◆ **Work required**:
Among the records that follow, count the lines with the string "components"; report only that count.

[A block of data]
============
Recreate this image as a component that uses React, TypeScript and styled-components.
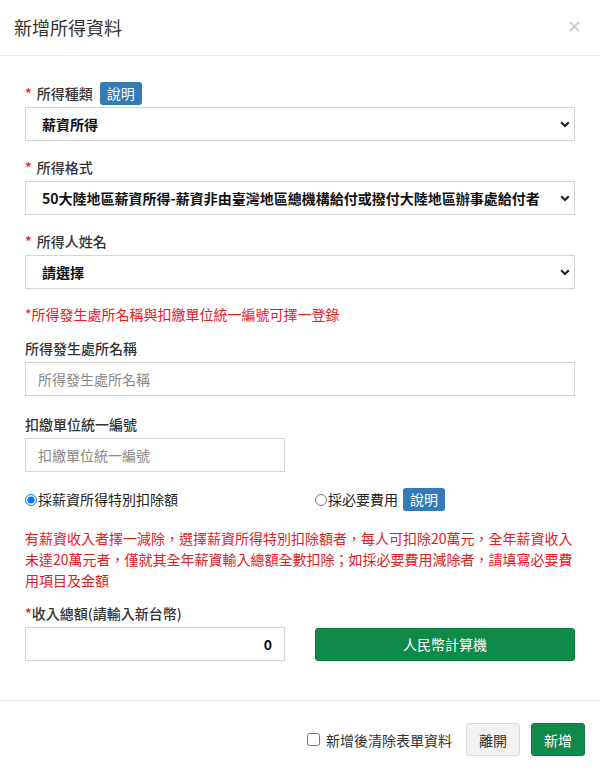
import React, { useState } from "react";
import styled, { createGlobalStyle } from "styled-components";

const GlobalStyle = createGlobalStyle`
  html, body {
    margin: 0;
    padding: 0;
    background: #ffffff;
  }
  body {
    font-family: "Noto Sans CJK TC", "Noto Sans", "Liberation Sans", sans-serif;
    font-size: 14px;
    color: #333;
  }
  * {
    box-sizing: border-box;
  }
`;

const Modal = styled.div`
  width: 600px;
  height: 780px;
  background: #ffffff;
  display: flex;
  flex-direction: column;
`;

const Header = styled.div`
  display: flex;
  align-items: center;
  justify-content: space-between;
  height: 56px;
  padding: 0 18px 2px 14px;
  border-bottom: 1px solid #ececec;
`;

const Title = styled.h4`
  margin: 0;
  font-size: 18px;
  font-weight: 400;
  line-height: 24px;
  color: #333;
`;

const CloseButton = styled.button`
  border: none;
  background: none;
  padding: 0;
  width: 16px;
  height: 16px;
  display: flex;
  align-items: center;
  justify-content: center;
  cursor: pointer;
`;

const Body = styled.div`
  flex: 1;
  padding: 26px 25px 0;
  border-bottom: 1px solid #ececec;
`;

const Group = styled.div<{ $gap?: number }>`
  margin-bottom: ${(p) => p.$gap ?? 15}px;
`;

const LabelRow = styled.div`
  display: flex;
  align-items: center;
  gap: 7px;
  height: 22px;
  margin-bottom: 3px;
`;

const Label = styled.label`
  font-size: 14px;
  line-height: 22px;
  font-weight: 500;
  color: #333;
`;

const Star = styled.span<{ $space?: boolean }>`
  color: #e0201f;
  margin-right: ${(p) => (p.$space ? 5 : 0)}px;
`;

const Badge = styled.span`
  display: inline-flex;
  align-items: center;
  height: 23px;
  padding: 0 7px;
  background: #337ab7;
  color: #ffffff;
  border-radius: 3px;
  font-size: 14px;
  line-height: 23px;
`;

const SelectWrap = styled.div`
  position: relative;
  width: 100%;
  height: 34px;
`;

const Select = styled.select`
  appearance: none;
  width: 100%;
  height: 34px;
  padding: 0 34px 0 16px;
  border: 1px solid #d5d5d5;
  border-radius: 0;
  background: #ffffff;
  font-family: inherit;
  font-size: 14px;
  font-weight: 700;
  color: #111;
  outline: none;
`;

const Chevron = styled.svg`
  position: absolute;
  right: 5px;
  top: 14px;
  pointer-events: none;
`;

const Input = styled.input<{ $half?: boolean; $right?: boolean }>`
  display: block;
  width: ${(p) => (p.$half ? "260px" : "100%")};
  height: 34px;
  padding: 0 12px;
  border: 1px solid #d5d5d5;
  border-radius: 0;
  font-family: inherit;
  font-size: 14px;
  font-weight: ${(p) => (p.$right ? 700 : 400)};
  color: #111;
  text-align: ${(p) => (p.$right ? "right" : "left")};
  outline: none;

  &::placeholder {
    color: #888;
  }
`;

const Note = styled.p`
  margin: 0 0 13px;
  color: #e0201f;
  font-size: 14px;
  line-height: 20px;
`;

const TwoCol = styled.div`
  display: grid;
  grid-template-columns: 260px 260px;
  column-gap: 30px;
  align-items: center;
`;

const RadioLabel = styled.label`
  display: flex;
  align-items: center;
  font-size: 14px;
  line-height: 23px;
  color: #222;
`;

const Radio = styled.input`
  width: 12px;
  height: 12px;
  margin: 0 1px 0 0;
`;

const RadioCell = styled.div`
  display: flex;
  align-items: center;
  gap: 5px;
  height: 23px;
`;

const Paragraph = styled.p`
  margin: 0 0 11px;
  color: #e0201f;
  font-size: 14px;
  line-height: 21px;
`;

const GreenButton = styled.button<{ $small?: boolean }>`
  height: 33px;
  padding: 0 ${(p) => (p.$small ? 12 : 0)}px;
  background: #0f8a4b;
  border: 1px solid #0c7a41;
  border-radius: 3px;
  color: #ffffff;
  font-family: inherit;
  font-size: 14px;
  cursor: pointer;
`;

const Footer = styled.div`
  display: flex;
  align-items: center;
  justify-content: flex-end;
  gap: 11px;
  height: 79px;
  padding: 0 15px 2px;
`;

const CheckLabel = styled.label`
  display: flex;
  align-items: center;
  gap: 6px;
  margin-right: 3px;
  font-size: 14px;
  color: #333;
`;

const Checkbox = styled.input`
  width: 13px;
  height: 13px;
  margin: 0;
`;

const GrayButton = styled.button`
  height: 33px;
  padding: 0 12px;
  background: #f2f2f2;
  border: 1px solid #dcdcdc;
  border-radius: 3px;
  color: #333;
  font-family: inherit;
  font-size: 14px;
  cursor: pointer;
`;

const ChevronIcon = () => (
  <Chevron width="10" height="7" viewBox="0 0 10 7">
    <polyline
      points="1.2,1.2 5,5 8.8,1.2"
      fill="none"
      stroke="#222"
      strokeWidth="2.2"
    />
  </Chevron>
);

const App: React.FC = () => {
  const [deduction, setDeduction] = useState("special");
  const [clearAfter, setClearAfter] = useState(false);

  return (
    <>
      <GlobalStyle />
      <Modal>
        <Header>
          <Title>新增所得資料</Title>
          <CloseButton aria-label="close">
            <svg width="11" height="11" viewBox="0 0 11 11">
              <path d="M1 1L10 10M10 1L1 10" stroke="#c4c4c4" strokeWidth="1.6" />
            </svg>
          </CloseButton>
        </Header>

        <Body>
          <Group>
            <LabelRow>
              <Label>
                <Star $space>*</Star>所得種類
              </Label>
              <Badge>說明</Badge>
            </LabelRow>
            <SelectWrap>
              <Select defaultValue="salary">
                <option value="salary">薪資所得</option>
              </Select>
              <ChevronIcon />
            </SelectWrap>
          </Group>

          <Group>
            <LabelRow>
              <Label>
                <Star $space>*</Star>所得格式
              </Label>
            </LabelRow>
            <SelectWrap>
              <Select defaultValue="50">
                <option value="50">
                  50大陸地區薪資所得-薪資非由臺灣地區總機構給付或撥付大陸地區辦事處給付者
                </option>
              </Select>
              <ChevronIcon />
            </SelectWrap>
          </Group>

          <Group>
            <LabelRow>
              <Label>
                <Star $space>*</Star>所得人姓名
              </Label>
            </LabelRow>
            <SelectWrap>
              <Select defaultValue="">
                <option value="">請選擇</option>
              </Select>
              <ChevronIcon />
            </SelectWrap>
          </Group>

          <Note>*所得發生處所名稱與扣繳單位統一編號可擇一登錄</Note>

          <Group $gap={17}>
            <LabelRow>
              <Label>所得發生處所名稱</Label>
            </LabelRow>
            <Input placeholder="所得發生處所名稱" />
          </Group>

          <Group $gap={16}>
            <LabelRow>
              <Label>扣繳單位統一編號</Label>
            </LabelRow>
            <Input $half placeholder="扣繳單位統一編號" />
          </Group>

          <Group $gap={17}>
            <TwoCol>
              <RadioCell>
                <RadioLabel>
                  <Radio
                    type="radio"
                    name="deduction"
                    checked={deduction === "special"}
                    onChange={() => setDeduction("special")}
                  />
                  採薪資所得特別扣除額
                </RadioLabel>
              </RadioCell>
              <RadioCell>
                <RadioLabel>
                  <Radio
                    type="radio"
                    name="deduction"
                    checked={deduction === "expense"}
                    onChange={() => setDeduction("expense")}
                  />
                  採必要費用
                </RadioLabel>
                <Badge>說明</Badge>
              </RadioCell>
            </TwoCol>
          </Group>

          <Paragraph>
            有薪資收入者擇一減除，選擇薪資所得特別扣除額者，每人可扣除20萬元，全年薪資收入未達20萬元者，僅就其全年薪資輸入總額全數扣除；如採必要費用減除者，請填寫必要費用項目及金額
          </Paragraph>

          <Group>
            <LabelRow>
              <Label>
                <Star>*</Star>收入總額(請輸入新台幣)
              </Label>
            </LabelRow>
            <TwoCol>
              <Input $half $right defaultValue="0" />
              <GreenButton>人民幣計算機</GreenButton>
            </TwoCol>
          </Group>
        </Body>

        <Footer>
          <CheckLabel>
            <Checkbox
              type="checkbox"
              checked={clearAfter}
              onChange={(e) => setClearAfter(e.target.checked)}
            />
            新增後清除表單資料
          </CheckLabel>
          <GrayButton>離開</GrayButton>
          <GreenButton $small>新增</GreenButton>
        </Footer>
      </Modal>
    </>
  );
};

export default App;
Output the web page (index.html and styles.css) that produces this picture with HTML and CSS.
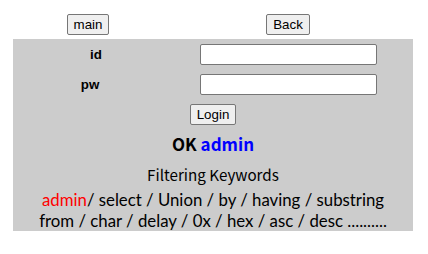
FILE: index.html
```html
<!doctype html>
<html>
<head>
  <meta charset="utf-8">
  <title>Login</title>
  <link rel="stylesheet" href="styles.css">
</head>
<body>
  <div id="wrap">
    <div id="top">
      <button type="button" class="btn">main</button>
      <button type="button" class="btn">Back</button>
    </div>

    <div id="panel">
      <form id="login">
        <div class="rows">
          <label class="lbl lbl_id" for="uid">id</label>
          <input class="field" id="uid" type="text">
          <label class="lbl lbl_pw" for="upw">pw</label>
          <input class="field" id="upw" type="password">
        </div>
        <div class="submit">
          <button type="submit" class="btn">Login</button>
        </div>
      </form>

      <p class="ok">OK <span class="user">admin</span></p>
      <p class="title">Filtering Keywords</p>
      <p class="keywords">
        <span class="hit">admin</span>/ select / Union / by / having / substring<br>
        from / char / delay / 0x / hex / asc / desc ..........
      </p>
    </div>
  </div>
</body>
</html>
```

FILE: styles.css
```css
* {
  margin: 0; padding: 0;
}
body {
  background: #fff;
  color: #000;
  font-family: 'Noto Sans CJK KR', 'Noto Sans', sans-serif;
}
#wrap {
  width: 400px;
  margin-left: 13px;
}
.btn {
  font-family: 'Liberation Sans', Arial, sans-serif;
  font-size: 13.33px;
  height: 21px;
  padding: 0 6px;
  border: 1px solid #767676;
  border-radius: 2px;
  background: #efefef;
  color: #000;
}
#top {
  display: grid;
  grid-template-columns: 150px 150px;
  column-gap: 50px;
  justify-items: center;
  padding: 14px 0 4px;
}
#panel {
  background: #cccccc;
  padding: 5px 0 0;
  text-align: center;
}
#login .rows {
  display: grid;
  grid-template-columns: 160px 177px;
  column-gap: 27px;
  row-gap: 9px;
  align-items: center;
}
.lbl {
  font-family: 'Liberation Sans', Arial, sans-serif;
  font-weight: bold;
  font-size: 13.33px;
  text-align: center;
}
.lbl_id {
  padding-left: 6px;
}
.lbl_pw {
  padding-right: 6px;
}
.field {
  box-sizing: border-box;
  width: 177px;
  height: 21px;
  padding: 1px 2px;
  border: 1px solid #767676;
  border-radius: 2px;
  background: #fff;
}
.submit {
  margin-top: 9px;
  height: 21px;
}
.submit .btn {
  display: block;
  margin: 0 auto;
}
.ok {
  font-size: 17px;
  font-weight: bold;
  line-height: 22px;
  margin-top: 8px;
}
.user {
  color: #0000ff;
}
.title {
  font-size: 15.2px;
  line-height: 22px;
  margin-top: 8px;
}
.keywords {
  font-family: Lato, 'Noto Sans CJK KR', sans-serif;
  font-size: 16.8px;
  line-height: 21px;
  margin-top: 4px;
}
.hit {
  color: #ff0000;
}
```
============
◆ **Finished task**:
2